Data reduction using a generalized regressive discrete Fourier series
Faculty of Applied Engineering Sciences
Engineering sciences. Technology
Journal of sound and vibration / University of Southampton. Institute of Sound and Vibration Research. - London
, p. 1-11
With the development of optical measurement techniques it is possible to obtain vast amounts of data. In vibrometry applications in particular operational deflection shapes are often obtained with very high spatial resolution. It has long been known that it is possible to reduce (approximate) the measurement data by means of a Fourier decomposition. One of the most common techniques for evaluating optical measurement data is by means of a Fourier analysis.

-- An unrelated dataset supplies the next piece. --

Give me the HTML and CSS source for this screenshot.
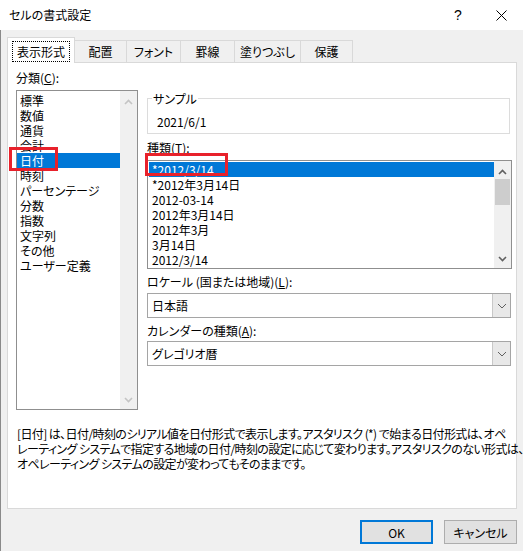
FILE: index.html
```html
<!DOCTYPE html>
<html lang="ja">
<head>
  <meta charset="UTF-8">
  <meta name="viewport" content="width=device-width, initial-scale=1.0">
  <title>セルの書式設定</title>
  <link rel="stylesheet" href="styles.css">
</head>
<body>
  <div class="titlebar">
    <span class="title">セルの書式設定</span>
    <span class="caption-btn help">?</span>
    <span class="caption-btn close">
      <svg width="11" height="11" viewBox="0 0 11 11"><path d="M0.5 0.5 L10.5 10.5 M10.5 0.5 L0.5 10.5" stroke="#000" stroke-width="1" fill="none"/></svg>
    </span>
  </div>

  <div class="dialog">
    <div class="tabs">
      <div class="tab active" style="width: 68px"><span class="focus">表示形式</span></div>
      <div class="tab" style="width: 53px">配置</div>
      <div class="tab" style="width: 55px">フォント</div>
      <div class="tab" style="width: 55px">罫線</div>
      <div class="tab" style="width: 67px">塗りつぶし</div>
      <div class="tab" style="width: 53px">保護</div>
    </div>

    <div class="panel">
      <div class="columns">
        <div class="col-left">
          <div class="label">分類(<u>C</u>):</div>
          <div class="listbox category">
            <ul class="items">
              <li>標準</li>
              <li>数値</li>
              <li>通貨</li>
              <li>会計</li>
              <li class="selected marked">日付</li>
              <li>時刻</li>
              <li>パーセンテージ</li>
              <li>分数</li>
              <li>指数</li>
              <li>文字列</li>
              <li>その他</li>
              <li>ユーザー定義</li>
            </ul>
            <div class="scrollbar disabled">
              <svg class="arrow" width="17" height="18" viewBox="0 0 17 18"><path d="M5 13 L8.5 9.5 L12 13" /></svg>
              <svg class="arrow" width="17" height="18" viewBox="0 0 17 18"><path d="M5 7 L8.5 10.5 L12 7" /></svg>
            </div>
          </div>
        </div>

        <div class="col-right">
          <fieldset class="sample">
            <legend>サンプル</legend>
            <div class="sample-value">2021/6/1</div>
          </fieldset>

          <div class="label type-label">種類(<u>T</u>):</div>
          <div class="listbox formats">
            <ul class="items">
              <li class="selected marked">*2012/3/14</li>
              <li>*2012年3月14日</li>
              <li>2012-03-14</li>
              <li>2012年3月14日</li>
              <li>2012年3月</li>
              <li>3月14日</li>
              <li>2012/3/14</li>
            </ul>
            <div class="scrollbar">
              <svg class="arrow" width="17" height="18" viewBox="0 0 17 18"><path d="M5 13 L8.5 9.5 L12 13" /></svg>
              <div class="thumb"></div>
              <div class="track"></div>
              <svg class="arrow" width="17" height="18" viewBox="0 0 17 18"><path d="M5 7 L8.5 10.5 L12 7" /></svg>
            </div>
          </div>

          <div class="label field-label">ロケール (国または地域)(<u>L</u>):</div>
          <div class="combo">
            <span class="combo-text">日本語</span>
            <span class="combo-btn">
              <svg width="10" height="6" viewBox="0 0 10 6"><path d="M1 1 L5 5 L9 1" /></svg>
            </span>
          </div>

          <div class="label field-label">カレンダーの種類(<u>A</u>):</div>
          <div class="combo">
            <span class="combo-text">グレゴリオ暦</span>
            <span class="combo-btn">
              <svg width="10" height="6" viewBox="0 0 10 6"><path d="M1 1 L5 5 L9 1" /></svg>
            </span>
          </div>
        </div>
      </div>

      <p class="desc">[日付] は、日付/時刻のシリアル値を日付形式で表示します。アスタリスク (*) で始まる日付形式は、オペ<br>レーティング システムで指定する地域の日付/時刻の設定に応じて変わります。アスタリスクのない形式は、<br>オペレーティング システムの設定が変わってもそのままです。</p>
    </div>

    <div class="buttons">
      <button class="btn default">OK</button>
      <button class="btn">キャンセル</button>
    </div>
  </div>
</body>
</html>
```

FILE: styles.css
```css
body {
  margin: 0;
  width: 523px;
  height: 551px;
  overflow: hidden;
  background-color: #f0f0f0;
  font-family: "Noto Sans CJK JP", sans-serif;
  font-size: 12px;
  font-feature-settings: "palt";
  color: #000000;
}

.titlebar {
  height: 30px;
  background-color: #ffffff;
  display: flex;
  align-items: center;
  padding-left: 9px;
}

.title {
  flex: 1;
  line-height: 30px;
}

.caption-btn {
  width: 44px;
  height: 30px;
  display: flex;
  justify-content: center;
  align-items: center;
}

.help {
  font-family: "Liberation Sans", sans-serif;
  font-size: 14px;
}

.close {
  width: 43px;
}

.dialog {
  height: 521px;
  box-sizing: border-box;
  border-left: 1px solid #8a8a8a;
  padding: 7px 6px 0 6px;
}

/* tab strip */
.tabs {
  display: flex;
  align-items: flex-end;
  height: 25px;
}

.tab {
  height: 22px;
  box-sizing: border-box;
  border: 1px solid #d9d9d9;
  border-bottom: none;
  margin-left: -1px;
  display: flex;
  justify-content: center;
  align-items: center;
  background-color: #f0f0f0;
  line-height: 15px;
}

.tab.active {
  margin-left: 0;
  height: 26px;
  margin-bottom: -1px;
  background-color: #ffffff;
  position: relative;
  z-index: 2;
}

.focus {
  display: block;
  border: 1px dotted #000000;
  padding: 2px 4px;
  margin-top: 1px;
}

.panel {
  height: 447px;
  box-sizing: border-box;
  border: 1px solid #d9d9d9;
  background-color: #ffffff;
}

.columns {
  display: flex;
  gap: 9px;
  padding: 7px 0 0 8px;
}

.col-left {
  width: 122px;
}

.col-right {
  width: 365px;
  padding-top: 21px;
  display: flex;
  flex-direction: column;
}

.label {
  line-height: 15px;
  height: 15px;
  white-space: nowrap;
}

/* list boxes */
.listbox {
  display: flex;
  box-sizing: border-box;
  border: 1px solid #8f8f8f;
  background-color: #ffffff;
}

.category {
  margin-top: 5px;
  height: 320px;
}

.formats {
  margin-top: 5px;
  height: 109px;
}

.items {
  flex: 1;
  list-style: none;
  margin: 0;
  padding: 2px 0 0 0;
}

.formats .items {
  padding: 1px 0 0 1px;
}

.items li {
  height: 15px;
  line-height: 15px;
  padding-left: 3px;
  white-space: nowrap;
}

.items li.selected {
  background-color: #0078d7;
  color: #ffffff;
}

.items li.marked {
  position: relative;
}

.items li.marked::after {
  content: "";
  position: absolute;
  box-sizing: border-box;
  border: 3px solid #e8212b;
}

.category li.marked::after {
  left: -8px;
  top: -6px;
  width: 49px;
  height: 24px;
}

.formats li.marked::after {
  left: -4px;
  top: -9px;
  width: 83px;
  height: 23px;
}

.scrollbar {
  width: 17px;
  background-color: #f0f0f0;
  display: flex;
  flex-direction: column;
  justify-content: space-between;
}

.arrow path {
  fill: none;
  stroke: #606060;
  stroke-width: 1.6;
}

.scrollbar.disabled .arrow path {
  stroke: #c4c4c4;
}

.thumb {
  height: 26px;
  margin: 0 1px;
  background-color: #cdcdcd;
}

.track {
  flex: 1;
}

/* sample box */
.sample {
  margin: 0;
  padding: 0 9px 4px 9px;
  width: 363px;
  box-sizing: border-box;
  border: 1px solid #dcdcdc;
}

.sample legend {
  padding: 0 1px;
  margin-left: -5px;
  line-height: 15px;
}

.sample-value {
  margin-top: 8px;
  line-height: 15px;
}

.type-label {
  margin-top: 6px;
}

.field-label {
  margin-top: 5px;
}

/* drop-down boxes */
.combo {
  margin-top: 4px;
  height: 25px;
  width: 364px;
  box-sizing: border-box;
  border: 1px solid #a5a5a5;
  display: flex;
  background-color: #ffffff;
}

.field-label + .combo + .field-label + .combo {
  margin-top: 3px;
}

.combo-text {
  flex: 1;
  line-height: 23px;
  padding-left: 4px;
}

.combo-btn {
  width: 17px;
  border-left: 1px solid #c8c8c8;
  background-color: #e8e8e8;
  display: flex;
  justify-content: center;
  align-items: center;
}

.combo-btn path {
  fill: none;
  stroke: #606060;
  stroke-width: 1;
}

.desc {
  margin: 16px 0 0 9px;
  line-height: 15px;
  letter-spacing: -0.6px;
  white-space: nowrap;
}

/* bottom buttons */
.buttons {
  display: flex;
  justify-content: flex-end;
  gap: 11px;
  margin-top: 11px;
}

.btn {
  width: 73px;
  height: 24px;
  box-sizing: border-box;
  border: 1px solid #adadad;
  background-color: #e1e1e1;
  font-family: "Noto Sans CJK JP", sans-serif;
  font-size: 12px;
  font-feature-settings: "palt";
  color: #000000;
  padding: 0;
}

.btn.default {
  border: 2px solid #0078d7;
}
```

It is well known that for periodic and band-limited sequences the Discrete Fourier Transform (DFT) returns the true Fourier coefficients when exactly 1 period (or a multiple) is processed. Leakage will occur when less than 1 period is considered. This gives rise to non-negligible errors, which can be resolved by using the Generalized Regressive Discrete Fourier Series (GRDFS), introduced in this article. The measured signal is represented by a model using sines and cosines. The coefficients of those sines and cosines are then estimated together with the phase and frequency on a global scale by means of a frequency domain system identification technique. By making use of the regressive technique proposed in this paper, it is possible to reduce the data in comparison to the classical Fourier decomposition by a sizeable factor. In this article the method will be applied in particular to the reduction of data for laser vibrometer measurements performed on an Inorganic Phosphate Cement (IPC) beam (1D), as well as on an aluminium plate (2D). The proposed technique will also be validated on both 1D and 2D simulations of varying complexity.